Goldman Sachs — ‘Apple is seeing better price elasticity at higher price points’


Price target: $US222

Rating: Neutral

“The midpoint of FQ1’19 (Dec’18 QTR) revenue guidance at $US91bn (range: $US89bn-$US93bn) missed our estimate by 4.3% and FactSet consensus by 2.1%, gross margin at 38.3% (range: 38.0%-38.5%) came in 0.1pp below our estimate and 0.3pp below consensus,” the Goldman Sachs analyst Rod Hall said in a note.

“The implied FQ1’19 EPS at $US4.54 (range: $US4.36-$US4.72) missed our estimate by 10.1% and cons by 7.7%. We believe consumer weakness in markets such as Turkey, Russia, India, Brazil and possibly China is driving the weaker guidance. Turkey, Russia, India and Brazil alone contributed 6% of total iPhone units in FQ1’18.”
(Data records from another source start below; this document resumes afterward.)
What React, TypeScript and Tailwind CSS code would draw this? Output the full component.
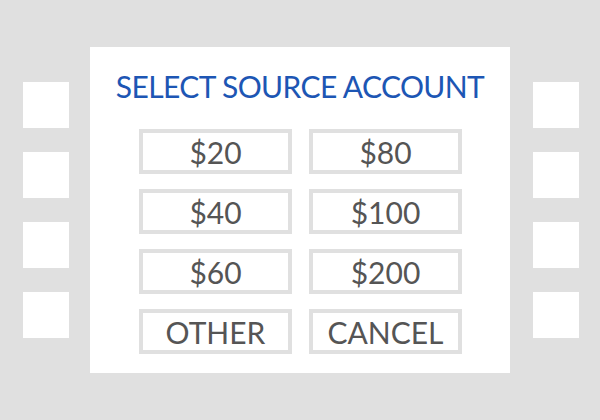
import React from "react";

const Square = () => <div className="w-[46px] h-[46px] bg-white" />;

const Btn = ({ label }: { label: string }) => (
  <div className="h-[45px] border-4 border-[#e0e0e0] bg-white flex items-center justify-center text-[30px] leading-none text-[#555555]">
    {label}
  </div>
);

export default function App() {
  const labels = ["$20", "$80", "$40", "$100", "$60", "$200", "OTHER", "CANCEL"];
  return (
    <div
      className="w-[600px] h-[420px] bg-[#e0e0e0] flex items-start"
      style={{ fontFamily: "Lato, 'Open Sans', sans-serif" }}
    >
      <div className="ml-[23px] mt-[82px] flex flex-col gap-[24px]">
        <Square />
        <Square />
        <Square />
        <Square />
      </div>
      <div className="ml-[21px] mt-[47px] w-[420px] h-[326px] bg-white flex flex-col items-center pt-[24px]">
        <div className="text-[30px] leading-[30px] tracking-[-0.6px] text-[#1d56b4]">SELECT SOURCE ACCOUNT</div>
        <div className="mt-[28px] grid grid-cols-[153px_153px] gap-x-[17px] gap-y-[15px] ml-[1px]">
          {labels.map((l) => (
            <Btn key={l} label={l} />
          ))}
        </div>
      </div>
      <div className="ml-[23px] mt-[82px] flex flex-col gap-[24px]">
        <Square />
        <Square />
        <Square />
        <Square />
      </div>
    </div>
  );
}
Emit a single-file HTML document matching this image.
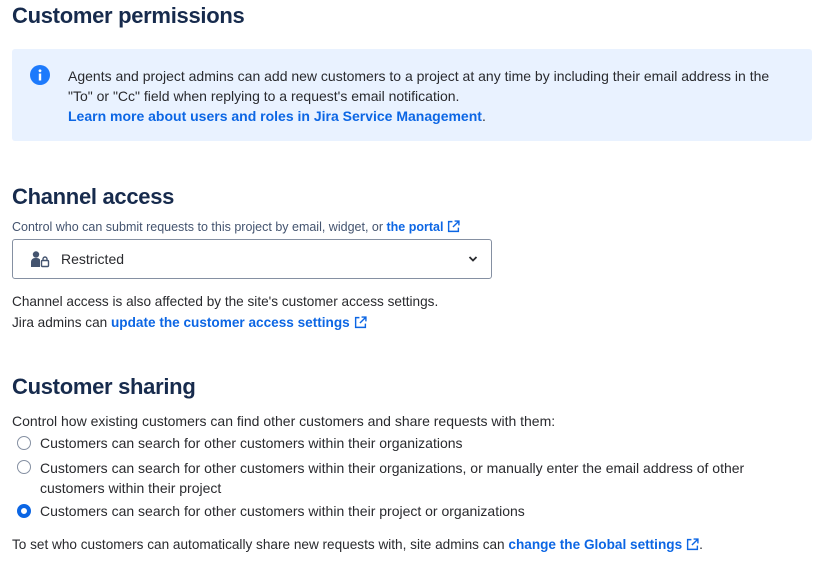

He added: “We believe Apple is seeing better price elasticity at higher price points as its sticky base of users are willing to pay up for more features. Should Apple find even more expensive features to add to its devices that it believes add value for users we think they would not hesitate to increase high end device prices further.”

Macquarie — “More uncertainty for the stock”


Price target: $US222

Rating: Outperform

“Post AAPL 4Q results, there is more uncertainty for the stock,” Macquarie analyst Ben Schacter wrote.

“The qtr itself was mixed, with revs and earnings ahead of expectations; however, iPhone units were well below (46.9m vs 49m) but ASPs were higher ($US793 vs $US729).”

He added: “The concern, and increased uncertainty, post results is based, in part, on the fact that AAPL will no longer give unit results for iPhone, iPad, and Macs. Long time AAPL watchers will clearly be disappointed by this and the assumption is that units are very likely to turn negative for the near-mid-term and that is why AAPL is making the disclosure change. We are not as concerned about this change as others, as we have already expected virtually all of AAPL’s growth to come from Services going forward.”